Search is one of the key features provided by Microsoft Office SharePoint Server (MOSS) and there are lot of improvements in this area in SharePoint 2010. I would prefer to talk about the scalability improvements in this release compared to MOSS.
The major bottlenecks for search in MOSS are,
1. There is only one Search db which is part of the SSP and sharing this across crawling and querying limits the system. This also affect the crawl speed as well as query latency when the number of items in the index increases.
2. Single index flat file on query servers does not scale.
3. Indexer is the single point of failure for search subsystem.
4. Load on SQL as the crawl/query tables are in the SSP Search database.

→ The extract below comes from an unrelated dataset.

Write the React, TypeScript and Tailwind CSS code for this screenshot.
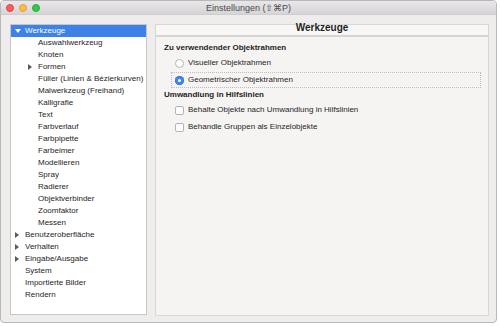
import React from 'react';

type Item = { label: string; level: 0 | 1; arrow?: 'right' | 'down'; selected?: boolean };

const items: Item[] = [
  { label: 'Werkzeuge', level: 0, arrow: 'down', selected: true },
  { label: 'Auswahlwerkzeug', level: 1 },
  { label: 'Knoten', level: 1 },
  { label: 'Formen', level: 1, arrow: 'right' },
  { label: 'Füller (Linien & Bézierkurven)', level: 1 },
  { label: 'Malwerkzeug (Freihand)', level: 1 },
  { label: 'Kalligrafie', level: 1 },
  { label: 'Text', level: 1 },
  { label: 'Farbverlauf', level: 1 },
  { label: 'Farbpipette', level: 1 },
  { label: 'Farbeimer', level: 1 },
  { label: 'Modellieren', level: 1 },
  { label: 'Spray', level: 1 },
  { label: 'Radierer', level: 1 },
  { label: 'Objektverbinder', level: 1 },
  { label: 'Zoomfaktor', level: 1 },
  { label: 'Messen', level: 1 },
  { label: 'Benutzeroberfläche', level: 0, arrow: 'right' },
  { label: 'Verhalten', level: 0, arrow: 'right' },
  { label: 'Eingabe/Ausgabe', level: 0, arrow: 'right' },
  { label: 'System', level: 0 },
  { label: 'Importierte Bilder', level: 0 },
  { label: 'Rendern', level: 0 },
];

function Arrow({ dir, white }: { dir: 'right' | 'down'; white?: boolean }) {
  if (dir === 'down') {
    return (
      <svg width="6" height="4" viewBox="0 0 6 4" className="block">
        <path d="M0 0 L6 0 L3 4 Z" fill={white ? '#ffffff' : '#555'} />
      </svg>
    );
  }
  return (
    <svg width="4" height="6" viewBox="0 0 4 6" className="block">
      <path d="M0 0 L4 3 L0 6 Z" fill="#5a5a5a" />
    </svg>
  );
}

function TreeRow({ item }: { item: Item }) {
  return (
    <div
      className={`flex h-[12px] items-center ${item.selected ? 'bg-[#3d82e8] text-white' : 'text-[#1e1e1e]'} ${
        item.level === 0 ? 'pl-[4px]' : 'pl-[17px]'
      }`}
    >
      <div className="flex w-[10px] shrink-0 items-center">
        {item.arrow && <Arrow dir={item.arrow} white={item.selected} />}
      </div>
      <span className={`whitespace-nowrap leading-[12px] ${item.level === 1 && !item.arrow ? 'pl-0' : ''}`}>
        {item.label}
      </span>
    </div>
  );
}

function Radio({ checked }: { checked?: boolean }) {
  if (checked) {
    return (
      <div className="flex h-[9px] w-[9px] shrink-0 items-center justify-center rounded-full bg-[#3b84f5] shadow-[inset_0_0_0_0.5px_#2a6fd8]">
        <div className="h-[3px] w-[3px] rounded-full bg-white" />
      </div>
    );
  }
  return <div className="h-[9px] w-[9px] shrink-0 rounded-full border border-[#b4b4b4] bg-white" />;
}

function Check() {
  return <div className="h-[9px] w-[9px] shrink-0 rounded-[2px] border border-[#b4b4b4] bg-white" />;
}

export default function App() {
  return (
    <div className="h-[326px] w-[500px] bg-white font-['Liberation_Sans','DejaVu_Sans',sans-serif] text-[8px]">
      <div className="flex h-[323px] w-[497px] flex-col overflow-hidden rounded-[4px] border border-[#b9b9b9] bg-[#eeedec]">
        {/* title bar */}
        <div className="relative flex h-[14px] shrink-0 items-center justify-center border-b border-[#cfcdcf] bg-gradient-to-b from-[#e9e7e9] to-[#d6d4d6]">
          <div className="absolute left-[5px] top-[3px] flex gap-[5px]">
            <div className="h-[8px] w-[8px] rounded-full border-[0.5px] border-[#e0443e] bg-[#fc605c]" />
            <div className="h-[8px] w-[8px] rounded-full border-[0.5px] border-[#dea236] bg-[#fdbc40]" />
            <div className="h-[8px] w-[8px] rounded-full border-[0.5px] border-[#27aa35] bg-[#34c84a]" />
          </div>
          <span className="text-[9px] leading-[14px] text-[#4b4b4b]">Einstellungen (⇧⌘P)</span>
        </div>

        {/* body */}
        <div className="flex gap-[8px] pl-[9px] pt-[9px]">
          <div className="h-[291px] w-[137px] shrink-0 border border-[#c6c6c6] bg-white">
            {items.map((it) => (
              <TreeRow key={it.label} item={it} />
            ))}
          </div>

          <div className="flex h-[292px] w-[334px] flex-col border border-[#d9d8d6] bg-[#f5f4f3]">
            <div className="flex h-[12px] shrink-0 justify-center border-b-2 border-[#d6d5d3] bg-[#f7f7f6]">
              <span className="text-[10px] font-bold leading-[6px] text-[#1e1e1e]">Werkzeuge</span>
            </div>
            <div className="flex flex-col gap-[1px] pl-[8px] pr-[7px] pt-[5px] text-[#1e1e1e]">
              <div className="flex h-[12px] items-center font-bold">Zu verwendender Objektrahmen</div>
              <div className="ml-[7px] flex h-[16px] items-center gap-[4px] border border-transparent pl-[3px]">
                <Radio />
                <span>Visueller Objektrahmen</span>
              </div>
              <div className="ml-[7px] flex h-[16px] items-center gap-[4px] border border-dotted border-[#bdbdbd] pl-[3px]">
                <Radio checked />
                <span>Geometrischer Objektrahmen</span>
              </div>
              <div className="flex h-[12px] items-center font-bold">Umwandlung in Hilfslinien</div>
              <div className="ml-[7px] flex h-[16px] items-center gap-[4px] border border-transparent pl-[3px]">
                <Check />
                <span>Behalte Objekte nach Umwandlung in Hilfslinien</span>
              </div>
              <div className="ml-[7px] flex h-[16px] items-center gap-[4px] border border-transparent pl-[3px]">
                <Check />
                <span>Behandle Gruppen als Einzelobjekte</span>
              </div>
            </div>
          </div>
        </div>
      </div>
    </div>
  );
}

In SharePoint 2010, the search system can be split into multiple independently scalable components
Crawl Components (Indexer)
If crawl process is bottleneck, add additional crawler machines
Crawl history databases (SQL) and Metadata databases (SQL)
If SQL database is the bottleneck, add additional databases
Index Partitions (Query server)
If flat file index is bottleneck, split it into multiple flat files.
Admin Component (not scaled-out)
Includes associated search admin database to store configuration information
One interesting point to note is that Crawler machine is stateless worker, means it doesn’t store any index on its hard drive. Completes indexing and propagates content to query servers.